= To do =
Could you write out the opening lines of the data, word for word, stopping after the line that contains "import React from"?
[START OF Data shown]
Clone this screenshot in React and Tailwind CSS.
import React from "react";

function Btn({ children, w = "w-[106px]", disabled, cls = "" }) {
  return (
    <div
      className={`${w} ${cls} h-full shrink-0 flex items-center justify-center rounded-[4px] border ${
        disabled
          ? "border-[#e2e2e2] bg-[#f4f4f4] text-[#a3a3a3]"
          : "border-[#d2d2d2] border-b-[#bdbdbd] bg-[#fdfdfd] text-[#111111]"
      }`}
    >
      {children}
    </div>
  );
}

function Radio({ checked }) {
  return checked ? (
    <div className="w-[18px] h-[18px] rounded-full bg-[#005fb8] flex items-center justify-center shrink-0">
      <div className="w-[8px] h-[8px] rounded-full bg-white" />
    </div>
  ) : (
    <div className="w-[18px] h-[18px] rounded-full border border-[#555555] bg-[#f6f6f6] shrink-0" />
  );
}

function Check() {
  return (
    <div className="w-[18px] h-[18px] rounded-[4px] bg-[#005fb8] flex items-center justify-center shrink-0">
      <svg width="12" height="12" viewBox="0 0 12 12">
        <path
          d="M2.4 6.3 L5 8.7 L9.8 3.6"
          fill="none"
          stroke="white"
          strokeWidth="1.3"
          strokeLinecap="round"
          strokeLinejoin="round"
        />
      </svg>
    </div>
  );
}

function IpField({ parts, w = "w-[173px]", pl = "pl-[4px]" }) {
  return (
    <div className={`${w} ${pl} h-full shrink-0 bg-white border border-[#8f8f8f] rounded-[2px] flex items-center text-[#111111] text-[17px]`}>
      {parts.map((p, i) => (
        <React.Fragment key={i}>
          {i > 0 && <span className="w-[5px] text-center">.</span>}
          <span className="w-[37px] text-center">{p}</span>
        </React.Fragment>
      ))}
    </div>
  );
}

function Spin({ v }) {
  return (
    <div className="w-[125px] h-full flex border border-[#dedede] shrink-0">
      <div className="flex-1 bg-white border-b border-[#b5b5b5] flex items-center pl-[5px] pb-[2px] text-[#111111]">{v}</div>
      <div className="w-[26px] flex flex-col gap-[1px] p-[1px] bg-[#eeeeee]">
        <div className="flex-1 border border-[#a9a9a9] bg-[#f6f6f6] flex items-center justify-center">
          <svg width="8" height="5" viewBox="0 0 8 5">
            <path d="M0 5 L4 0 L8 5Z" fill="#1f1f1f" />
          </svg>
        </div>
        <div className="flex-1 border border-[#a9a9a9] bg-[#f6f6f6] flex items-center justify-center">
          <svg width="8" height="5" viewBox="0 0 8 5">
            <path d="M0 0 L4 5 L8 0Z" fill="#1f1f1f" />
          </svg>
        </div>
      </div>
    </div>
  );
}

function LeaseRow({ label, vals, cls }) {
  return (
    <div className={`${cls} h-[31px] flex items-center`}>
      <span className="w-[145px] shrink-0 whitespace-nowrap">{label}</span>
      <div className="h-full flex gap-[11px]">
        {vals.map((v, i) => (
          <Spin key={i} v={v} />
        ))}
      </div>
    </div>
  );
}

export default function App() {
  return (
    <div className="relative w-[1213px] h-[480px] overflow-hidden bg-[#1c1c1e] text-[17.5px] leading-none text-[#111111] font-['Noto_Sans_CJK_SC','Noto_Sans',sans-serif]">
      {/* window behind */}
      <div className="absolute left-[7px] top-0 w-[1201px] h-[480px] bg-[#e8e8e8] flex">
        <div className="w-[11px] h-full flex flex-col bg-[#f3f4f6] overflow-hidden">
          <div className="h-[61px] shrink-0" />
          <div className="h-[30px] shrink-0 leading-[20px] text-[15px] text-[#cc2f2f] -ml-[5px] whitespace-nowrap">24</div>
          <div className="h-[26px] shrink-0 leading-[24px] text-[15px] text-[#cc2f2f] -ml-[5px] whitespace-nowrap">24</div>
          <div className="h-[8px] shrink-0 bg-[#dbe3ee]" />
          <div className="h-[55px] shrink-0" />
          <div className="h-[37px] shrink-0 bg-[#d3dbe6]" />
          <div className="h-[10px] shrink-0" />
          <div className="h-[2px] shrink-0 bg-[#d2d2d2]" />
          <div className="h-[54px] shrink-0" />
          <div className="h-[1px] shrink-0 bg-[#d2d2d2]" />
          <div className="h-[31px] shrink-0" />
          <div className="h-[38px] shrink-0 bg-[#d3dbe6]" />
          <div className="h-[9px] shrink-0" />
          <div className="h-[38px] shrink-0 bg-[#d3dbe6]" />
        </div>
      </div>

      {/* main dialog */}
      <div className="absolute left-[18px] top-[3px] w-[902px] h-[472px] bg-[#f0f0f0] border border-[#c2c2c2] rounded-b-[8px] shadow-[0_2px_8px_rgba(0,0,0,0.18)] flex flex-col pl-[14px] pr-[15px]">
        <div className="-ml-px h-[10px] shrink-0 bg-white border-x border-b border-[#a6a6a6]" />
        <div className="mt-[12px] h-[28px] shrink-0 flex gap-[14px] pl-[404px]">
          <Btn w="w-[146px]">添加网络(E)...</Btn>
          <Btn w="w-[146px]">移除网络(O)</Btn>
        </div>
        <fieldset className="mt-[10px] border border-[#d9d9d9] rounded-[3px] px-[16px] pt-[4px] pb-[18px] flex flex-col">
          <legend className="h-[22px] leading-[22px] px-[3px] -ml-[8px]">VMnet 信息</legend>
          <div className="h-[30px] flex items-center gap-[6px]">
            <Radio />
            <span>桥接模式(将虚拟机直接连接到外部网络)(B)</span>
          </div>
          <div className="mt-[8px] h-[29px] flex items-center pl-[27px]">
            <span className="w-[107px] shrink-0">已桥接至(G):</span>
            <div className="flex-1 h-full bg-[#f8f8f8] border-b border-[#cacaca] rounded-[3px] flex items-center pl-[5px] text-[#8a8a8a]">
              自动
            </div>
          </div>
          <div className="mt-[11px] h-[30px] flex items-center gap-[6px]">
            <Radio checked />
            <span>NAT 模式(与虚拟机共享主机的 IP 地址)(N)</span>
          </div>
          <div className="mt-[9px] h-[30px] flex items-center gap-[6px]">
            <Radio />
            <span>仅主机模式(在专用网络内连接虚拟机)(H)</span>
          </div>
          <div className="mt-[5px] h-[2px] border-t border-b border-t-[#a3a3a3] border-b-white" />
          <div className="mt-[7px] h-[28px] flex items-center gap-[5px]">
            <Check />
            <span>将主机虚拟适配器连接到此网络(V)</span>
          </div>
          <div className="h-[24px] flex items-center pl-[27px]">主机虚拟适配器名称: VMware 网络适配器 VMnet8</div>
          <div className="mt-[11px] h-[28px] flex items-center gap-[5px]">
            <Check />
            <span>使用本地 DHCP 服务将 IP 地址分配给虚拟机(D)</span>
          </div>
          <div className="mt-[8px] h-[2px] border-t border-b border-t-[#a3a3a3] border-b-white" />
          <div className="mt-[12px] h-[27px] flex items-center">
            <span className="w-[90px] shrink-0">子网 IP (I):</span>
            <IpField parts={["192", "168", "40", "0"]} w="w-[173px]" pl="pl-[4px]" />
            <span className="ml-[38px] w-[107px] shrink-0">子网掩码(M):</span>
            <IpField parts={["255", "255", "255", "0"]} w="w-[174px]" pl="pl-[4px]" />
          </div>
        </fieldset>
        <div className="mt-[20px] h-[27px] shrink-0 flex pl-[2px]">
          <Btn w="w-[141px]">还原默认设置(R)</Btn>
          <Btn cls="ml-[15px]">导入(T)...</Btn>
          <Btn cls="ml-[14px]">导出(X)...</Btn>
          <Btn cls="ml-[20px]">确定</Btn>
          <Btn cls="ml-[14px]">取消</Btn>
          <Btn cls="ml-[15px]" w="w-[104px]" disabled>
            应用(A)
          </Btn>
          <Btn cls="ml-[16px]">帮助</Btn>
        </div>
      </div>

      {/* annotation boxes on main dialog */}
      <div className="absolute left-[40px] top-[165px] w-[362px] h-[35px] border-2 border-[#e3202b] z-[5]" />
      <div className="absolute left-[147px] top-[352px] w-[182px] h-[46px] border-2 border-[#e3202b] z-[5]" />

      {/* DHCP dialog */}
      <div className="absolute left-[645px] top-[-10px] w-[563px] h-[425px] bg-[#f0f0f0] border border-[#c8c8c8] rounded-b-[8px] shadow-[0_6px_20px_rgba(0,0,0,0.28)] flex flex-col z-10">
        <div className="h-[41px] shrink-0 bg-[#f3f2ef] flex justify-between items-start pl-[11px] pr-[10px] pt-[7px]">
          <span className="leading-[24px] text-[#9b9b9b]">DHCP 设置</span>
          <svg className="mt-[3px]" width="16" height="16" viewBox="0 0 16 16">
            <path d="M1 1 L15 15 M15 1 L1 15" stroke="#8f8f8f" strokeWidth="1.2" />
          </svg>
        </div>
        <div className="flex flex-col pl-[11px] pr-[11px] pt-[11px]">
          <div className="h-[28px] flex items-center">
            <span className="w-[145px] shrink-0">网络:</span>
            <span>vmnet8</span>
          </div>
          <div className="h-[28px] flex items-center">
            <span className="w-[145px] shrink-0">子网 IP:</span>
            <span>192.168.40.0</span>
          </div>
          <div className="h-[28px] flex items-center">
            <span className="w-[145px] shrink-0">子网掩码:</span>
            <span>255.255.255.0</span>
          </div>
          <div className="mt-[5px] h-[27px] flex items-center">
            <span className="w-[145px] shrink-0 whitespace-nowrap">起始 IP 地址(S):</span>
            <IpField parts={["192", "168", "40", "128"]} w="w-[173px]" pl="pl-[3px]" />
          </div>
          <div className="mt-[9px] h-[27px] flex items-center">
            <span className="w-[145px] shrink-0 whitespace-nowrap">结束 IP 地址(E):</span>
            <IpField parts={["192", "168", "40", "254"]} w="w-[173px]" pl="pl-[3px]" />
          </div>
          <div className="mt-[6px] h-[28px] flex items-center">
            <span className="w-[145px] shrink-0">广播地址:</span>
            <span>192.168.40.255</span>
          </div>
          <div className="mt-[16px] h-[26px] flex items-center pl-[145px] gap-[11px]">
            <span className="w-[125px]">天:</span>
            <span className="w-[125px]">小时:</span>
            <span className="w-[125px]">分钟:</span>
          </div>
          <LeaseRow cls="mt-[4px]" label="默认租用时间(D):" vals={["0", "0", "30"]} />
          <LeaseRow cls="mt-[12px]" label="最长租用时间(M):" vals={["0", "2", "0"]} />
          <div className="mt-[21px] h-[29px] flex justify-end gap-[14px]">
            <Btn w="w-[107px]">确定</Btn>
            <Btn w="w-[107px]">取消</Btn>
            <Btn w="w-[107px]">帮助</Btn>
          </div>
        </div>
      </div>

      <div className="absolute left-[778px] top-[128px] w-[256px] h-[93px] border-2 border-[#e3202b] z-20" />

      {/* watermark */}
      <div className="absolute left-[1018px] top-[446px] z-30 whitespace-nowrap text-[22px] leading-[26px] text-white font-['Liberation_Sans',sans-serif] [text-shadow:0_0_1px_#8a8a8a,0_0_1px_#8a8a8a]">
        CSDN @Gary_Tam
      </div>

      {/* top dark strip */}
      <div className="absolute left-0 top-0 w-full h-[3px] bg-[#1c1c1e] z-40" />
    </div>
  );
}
[END OF Data shown]
= Exercise answer =
Clone this screenshot in React and Tailwind CSS.
import React from "react";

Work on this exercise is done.